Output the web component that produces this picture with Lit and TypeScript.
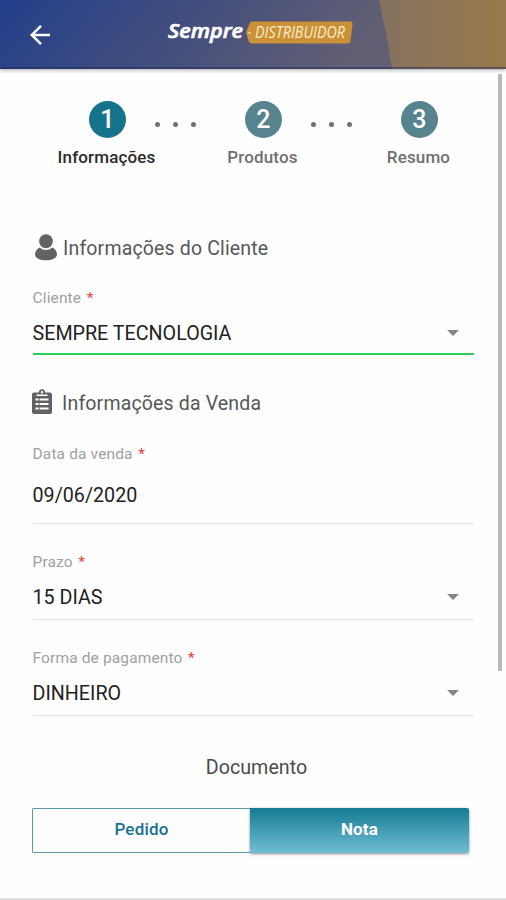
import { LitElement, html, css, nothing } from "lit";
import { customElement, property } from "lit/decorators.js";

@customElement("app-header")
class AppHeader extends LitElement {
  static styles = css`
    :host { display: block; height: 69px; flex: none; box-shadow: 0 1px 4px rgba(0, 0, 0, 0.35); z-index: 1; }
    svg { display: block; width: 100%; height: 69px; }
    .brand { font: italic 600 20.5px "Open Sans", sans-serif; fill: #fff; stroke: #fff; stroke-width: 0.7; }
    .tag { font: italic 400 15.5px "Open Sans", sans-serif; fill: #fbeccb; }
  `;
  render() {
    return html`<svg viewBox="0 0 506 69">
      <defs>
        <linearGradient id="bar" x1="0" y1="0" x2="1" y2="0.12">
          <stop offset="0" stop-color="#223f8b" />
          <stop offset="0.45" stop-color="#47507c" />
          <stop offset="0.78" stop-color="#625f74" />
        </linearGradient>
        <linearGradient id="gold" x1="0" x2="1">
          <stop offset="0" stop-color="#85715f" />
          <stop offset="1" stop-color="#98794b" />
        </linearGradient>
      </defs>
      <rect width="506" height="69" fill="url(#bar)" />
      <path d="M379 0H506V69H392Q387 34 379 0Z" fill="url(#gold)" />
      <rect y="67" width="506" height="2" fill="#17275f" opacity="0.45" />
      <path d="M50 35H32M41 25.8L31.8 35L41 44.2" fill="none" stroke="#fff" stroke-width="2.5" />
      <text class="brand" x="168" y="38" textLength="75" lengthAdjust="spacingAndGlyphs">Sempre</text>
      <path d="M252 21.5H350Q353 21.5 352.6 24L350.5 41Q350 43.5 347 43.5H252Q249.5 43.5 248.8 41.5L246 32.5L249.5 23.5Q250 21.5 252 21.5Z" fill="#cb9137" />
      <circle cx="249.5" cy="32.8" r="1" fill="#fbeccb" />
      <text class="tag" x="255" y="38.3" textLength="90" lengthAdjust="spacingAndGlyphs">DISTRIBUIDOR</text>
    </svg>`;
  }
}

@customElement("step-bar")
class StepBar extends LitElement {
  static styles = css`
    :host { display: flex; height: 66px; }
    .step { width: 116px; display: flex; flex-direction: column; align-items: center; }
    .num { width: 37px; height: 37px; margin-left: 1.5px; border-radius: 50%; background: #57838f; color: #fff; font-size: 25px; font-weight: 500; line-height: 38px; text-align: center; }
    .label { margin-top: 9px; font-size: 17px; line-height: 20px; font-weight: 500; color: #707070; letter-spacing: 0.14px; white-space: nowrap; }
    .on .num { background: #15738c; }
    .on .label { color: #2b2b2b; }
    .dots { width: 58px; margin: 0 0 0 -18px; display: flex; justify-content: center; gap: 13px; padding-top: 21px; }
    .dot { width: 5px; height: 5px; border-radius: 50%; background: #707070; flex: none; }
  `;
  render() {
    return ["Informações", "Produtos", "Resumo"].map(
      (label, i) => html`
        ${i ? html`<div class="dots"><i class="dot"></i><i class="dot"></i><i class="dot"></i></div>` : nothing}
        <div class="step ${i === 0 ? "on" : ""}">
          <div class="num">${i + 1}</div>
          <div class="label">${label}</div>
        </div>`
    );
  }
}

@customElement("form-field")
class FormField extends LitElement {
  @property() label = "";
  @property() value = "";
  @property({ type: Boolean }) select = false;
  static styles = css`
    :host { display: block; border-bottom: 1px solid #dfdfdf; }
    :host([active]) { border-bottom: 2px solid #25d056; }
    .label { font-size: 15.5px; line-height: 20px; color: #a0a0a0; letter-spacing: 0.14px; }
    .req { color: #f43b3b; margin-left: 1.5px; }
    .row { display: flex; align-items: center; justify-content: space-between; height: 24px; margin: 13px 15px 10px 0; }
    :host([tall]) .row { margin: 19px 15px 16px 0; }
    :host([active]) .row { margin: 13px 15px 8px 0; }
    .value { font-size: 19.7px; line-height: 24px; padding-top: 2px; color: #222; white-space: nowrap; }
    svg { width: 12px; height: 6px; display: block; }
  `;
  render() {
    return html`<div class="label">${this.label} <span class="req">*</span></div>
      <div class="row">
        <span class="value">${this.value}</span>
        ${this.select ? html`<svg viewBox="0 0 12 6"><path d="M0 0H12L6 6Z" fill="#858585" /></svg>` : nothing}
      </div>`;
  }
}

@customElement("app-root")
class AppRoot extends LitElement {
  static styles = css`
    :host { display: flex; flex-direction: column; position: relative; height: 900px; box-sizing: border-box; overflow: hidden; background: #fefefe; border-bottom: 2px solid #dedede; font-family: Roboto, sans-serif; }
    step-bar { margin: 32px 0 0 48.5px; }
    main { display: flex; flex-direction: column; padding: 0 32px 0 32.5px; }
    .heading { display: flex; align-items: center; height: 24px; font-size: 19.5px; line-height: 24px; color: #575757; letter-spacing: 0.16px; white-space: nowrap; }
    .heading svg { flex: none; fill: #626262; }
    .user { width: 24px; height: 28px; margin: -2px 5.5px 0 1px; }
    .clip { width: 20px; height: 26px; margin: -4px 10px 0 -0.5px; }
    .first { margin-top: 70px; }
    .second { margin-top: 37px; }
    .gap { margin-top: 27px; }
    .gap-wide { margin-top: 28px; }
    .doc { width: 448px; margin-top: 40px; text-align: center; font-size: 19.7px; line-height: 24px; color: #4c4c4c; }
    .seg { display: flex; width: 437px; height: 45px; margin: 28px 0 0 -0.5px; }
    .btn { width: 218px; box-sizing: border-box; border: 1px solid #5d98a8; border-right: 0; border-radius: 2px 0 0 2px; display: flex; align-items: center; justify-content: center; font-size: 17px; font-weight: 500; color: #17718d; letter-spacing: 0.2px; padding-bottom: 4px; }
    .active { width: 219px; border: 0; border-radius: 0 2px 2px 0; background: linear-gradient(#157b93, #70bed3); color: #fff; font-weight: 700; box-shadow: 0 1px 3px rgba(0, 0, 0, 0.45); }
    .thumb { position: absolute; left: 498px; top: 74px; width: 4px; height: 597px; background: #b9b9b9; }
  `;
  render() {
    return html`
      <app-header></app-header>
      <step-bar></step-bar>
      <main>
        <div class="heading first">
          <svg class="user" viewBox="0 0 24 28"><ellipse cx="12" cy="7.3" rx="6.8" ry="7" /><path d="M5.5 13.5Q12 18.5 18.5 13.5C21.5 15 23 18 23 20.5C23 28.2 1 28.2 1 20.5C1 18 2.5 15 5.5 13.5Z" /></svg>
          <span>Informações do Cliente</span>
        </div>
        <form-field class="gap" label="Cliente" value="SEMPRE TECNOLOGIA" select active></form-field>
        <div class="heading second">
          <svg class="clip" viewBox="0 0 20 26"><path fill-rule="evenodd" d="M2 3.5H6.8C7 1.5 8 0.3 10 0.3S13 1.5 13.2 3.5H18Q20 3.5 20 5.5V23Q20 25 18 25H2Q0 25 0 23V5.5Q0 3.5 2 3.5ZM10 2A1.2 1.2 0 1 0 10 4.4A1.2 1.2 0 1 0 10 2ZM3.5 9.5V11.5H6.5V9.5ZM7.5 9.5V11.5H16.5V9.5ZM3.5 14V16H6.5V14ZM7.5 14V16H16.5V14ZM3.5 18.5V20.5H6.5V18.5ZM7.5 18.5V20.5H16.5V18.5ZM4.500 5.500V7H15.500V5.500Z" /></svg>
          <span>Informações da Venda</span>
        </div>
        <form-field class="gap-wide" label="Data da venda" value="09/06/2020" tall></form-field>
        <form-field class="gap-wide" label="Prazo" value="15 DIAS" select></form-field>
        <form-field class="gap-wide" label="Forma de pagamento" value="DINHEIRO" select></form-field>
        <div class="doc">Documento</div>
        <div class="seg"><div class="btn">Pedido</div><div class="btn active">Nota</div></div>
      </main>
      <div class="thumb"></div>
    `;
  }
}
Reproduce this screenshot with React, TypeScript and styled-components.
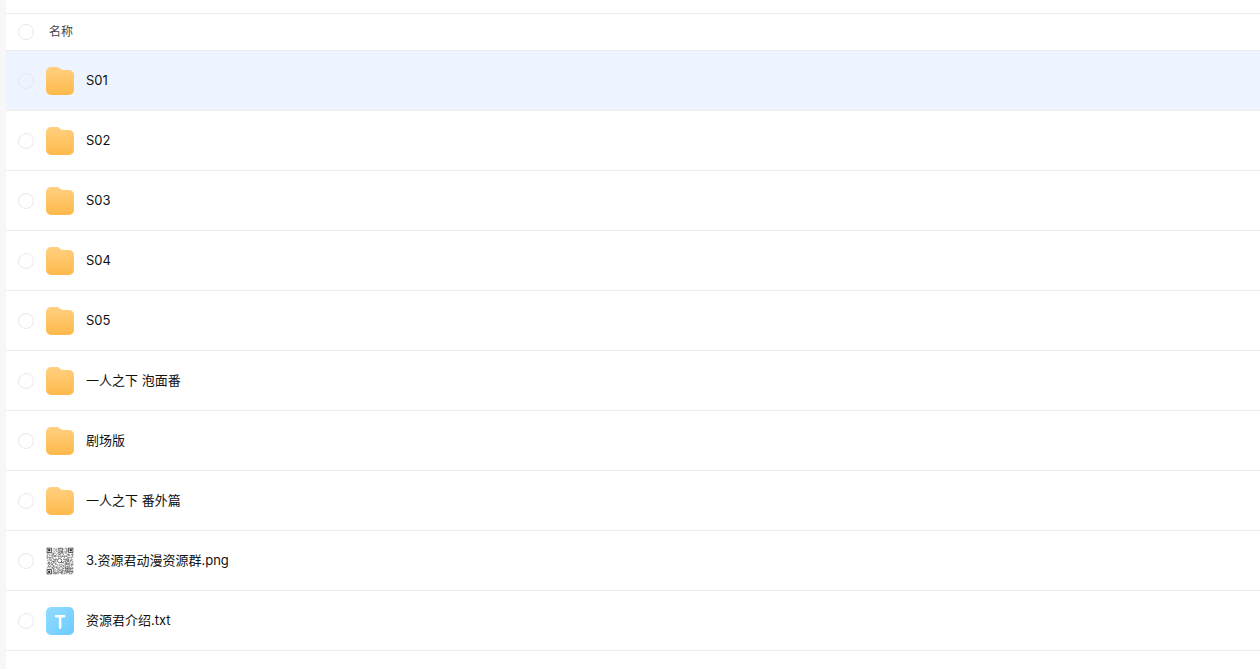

_Given request_
Out of the material above, select every line that holds the string "TypeScript".

_Output for this task_
Output the web component that produces this picture with Lit and TypeScript.
Reproduce this screenshot with React, TypeScript and styled-components.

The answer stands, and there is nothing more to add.